The listing below must be repeated word for word, with its images excluded.

(Rows from a dataset)

◇ ◇ ◇ ◇ ◇

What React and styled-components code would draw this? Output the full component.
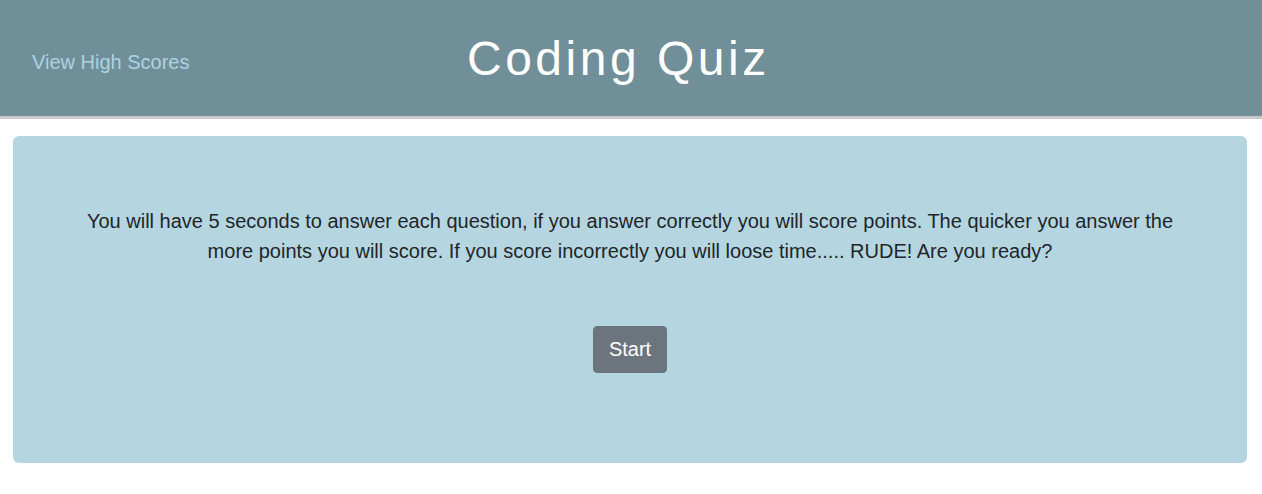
import React from "react";
import styled, { createGlobalStyle } from "styled-components";

const GlobalStyle = createGlobalStyle`
  html, body {
    margin: 0;
    padding: 0;
    background: #ffffff;
    font-family: "Liberation Sans", Arial, sans-serif;
    color: #212529;
  }
`;

const Header = styled.header`
  display: grid;
  grid-template-columns: 435px 1fr;
  align-items: center;
  height: 116px;
  background: #718f98;
  border-bottom: 3px solid #c9c9c9;
`;

const ScoresLink = styled.a`
  padding-left: 32px;
  padding-top: 9px;
  font-size: 20px;
  color: #acd3e2;
  text-decoration: none;
  cursor: pointer;
`;

const Title = styled.h1`
  margin: 0 0 0 32px;
  font-size: 48px;
  font-weight: 400;
  letter-spacing: 3.5px;
  color: #ffffff;
`;

const Main = styled.main`
  padding: 17px 15px 0 13px;
`;

const Card = styled.section`
  display: flex;
  flex-direction: column;
  align-items: center;
  height: 327px;
  box-sizing: border-box;
  padding: 70px 60px 0;
  background: #b5d6e0;
  border-radius: 6px;
`;

const Intro = styled.p`
  margin: 0;
  font-size: 20px;
  line-height: 30px;
  text-align: center;
  color: #212529;
`;

const StartButton = styled.button`
  margin-top: 60px;
  padding: 8px 15px;
  font-family: inherit;
  font-size: 20px;
  line-height: 29px;
  color: #ffffff;
  background: #6c757d;
  border: 1px solid #6c757d;
  border-radius: 4px;
  cursor: pointer;
`;

export default function App() {
  return (
    <>
      <GlobalStyle />
      <Header>
        <ScoresLink href="#">View High Scores</ScoresLink>
        <Title>Coding Quiz</Title>
      </Header>
      <Main>
        <Card>
          <Intro>
            You will have 5 seconds to answer each question, if you answer correctly you will
            score points. The quicker you answer the more points you will score. If you score
            incorrectly you will loose time..... RUDE! Are you ready?
          </Intro>
          <StartButton>Start</StartButton>
        </Card>
      </Main>
    </>
  );
}
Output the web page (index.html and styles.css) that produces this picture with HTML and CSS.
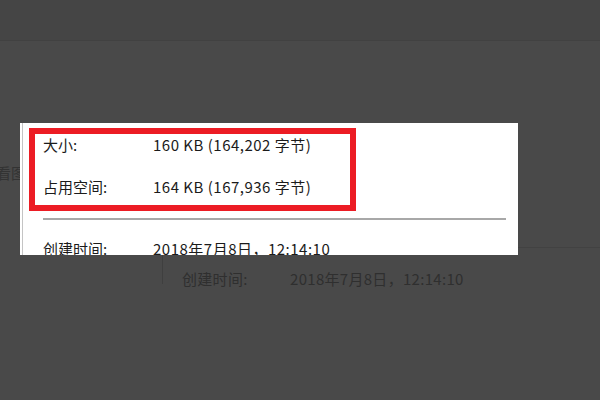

◇ ◇ ◇ ◇ ◇

▶ _TASK RESPONSE_
What React and styled-components code would draw this? Output the full component.
import React from "react";
import styled, { createGlobalStyle } from "styled-components";

const GlobalStyle = createGlobalStyle`
  html, body {
    margin: 0;
    padding: 0;
    background: #ffffff;
    font-family: "Liberation Sans", Arial, sans-serif;
    color: #212529;
  }
`;

const Header = styled.header`
  display: grid;
  grid-template-columns: 435px 1fr;
  align-items: center;
  height: 116px;
  background: #718f98;
  border-bottom: 3px solid #c9c9c9;
`;

const ScoresLink = styled.a`
  padding-left: 32px;
  padding-top: 9px;
  font-size: 20px;
  color: #acd3e2;
  text-decoration: none;
  cursor: pointer;
`;

const Title = styled.h1`
  margin: 0 0 0 32px;
  font-size: 48px;
  font-weight: 400;
  letter-spacing: 3.5px;
  color: #ffffff;
`;

const Main = styled.main`
  padding: 17px 15px 0 13px;
`;

const Card = styled.section`
  display: flex;
  flex-direction: column;
  align-items: center;
  height: 327px;
  box-sizing: border-box;
  padding: 70px 60px 0;
  background: #b5d6e0;
  border-radius: 6px;
`;

const Intro = styled.p`
  margin: 0;
  font-size: 20px;
  line-height: 30px;
  text-align: center;
  color: #212529;
`;

const StartButton = styled.button`
  margin-top: 60px;
  padding: 8px 15px;
  font-family: inherit;
  font-size: 20px;
  line-height: 29px;
  color: #ffffff;
  background: #6c757d;
  border: 1px solid #6c757d;
  border-radius: 4px;
  cursor: pointer;
`;

export default function App() {
  return (
    <>
      <GlobalStyle />
      <Header>
        <ScoresLink href="#">View High Scores</ScoresLink>
        <Title>Coding Quiz</Title>
      </Header>
      <Main>
        <Card>
          <Intro>
            You will have 5 seconds to answer each question, if you answer correctly you will
            score points. The quicker you answer the more points you will score. If you score
            incorrectly you will loose time..... RUDE! Are you ready?
          </Intro>
          <StartButton>Start</StartButton>
        </Card>
      </Main>
    </>
  );
}
Output the web page (index.html and styles.css) that produces this picture with HTML and CSS.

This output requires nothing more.